An opinion poll could indicate whether the action taken and responses given by the Prime Minister and members of her Cabinet satisfied the national right to know the whole truth.

 

 

Then there have been the pressure-induced: the inability to take the jamming from a media environment alive and cynical, anti-media comments by Minister Warner and his fruitless attempts to ban the police from telling the story of a crime wave that remains virulent and dangerous. Similarly, the offensive e-mails of the hapless yet cunning, Brer Anancy-type storytelling of Communications Minister Jamal Mohammed drew anxious attention.

 

The dangerous undercurrent of both these attacks is a disposition to attempt to silence media from investigating, reporting and analysing the obvious failures and questionable practices of the government. Still pending are questions over the wisdom of cancelling the OPVs.

 

 

If the State ends up having to pay the reported $1.3 billion in compensation, $200 million less than it would have cost to acquire the vessels, it would be a disaster of a decision that rivals, even possibly surpasses, the Section 34 fiasco in terms of questionable practices and at best poor decision-making by the government.

 

At the level of direct governance, two of the major promises of the PP government: to return the economy to growth and to uproot criminality in the society have not been achieved.

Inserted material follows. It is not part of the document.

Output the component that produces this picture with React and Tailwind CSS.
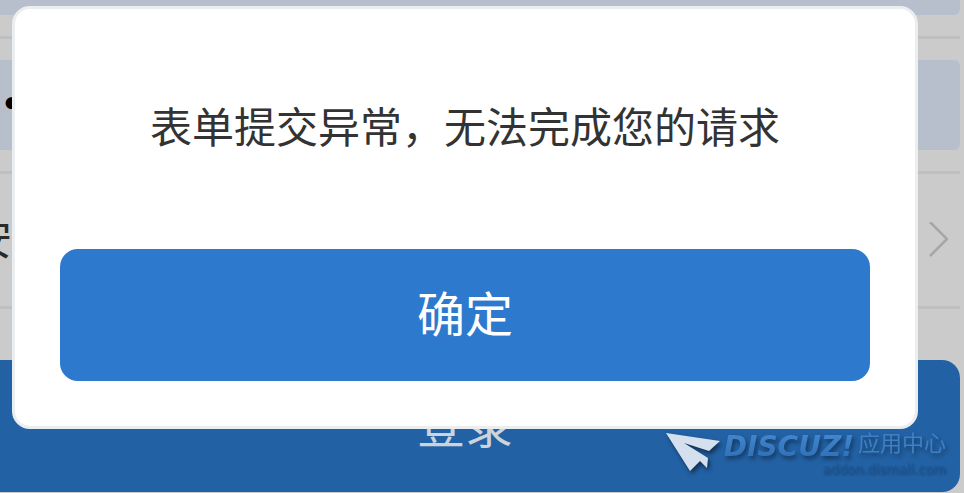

Continuing multi-billion dollar deficits, a third year of economic decline in all of the major sectors including energy, non-energy manufacturing, construction and agriculture are recorded in the review of the economy.

 

 

While reduced, the criminal organisation and culture have not been penetrated and attenuated notwithstanding a three-month state of emergency in late 2011.

 

On the plus side, the management of the Clico CL financial debacle, developed under PNM rule, has been creditably managed.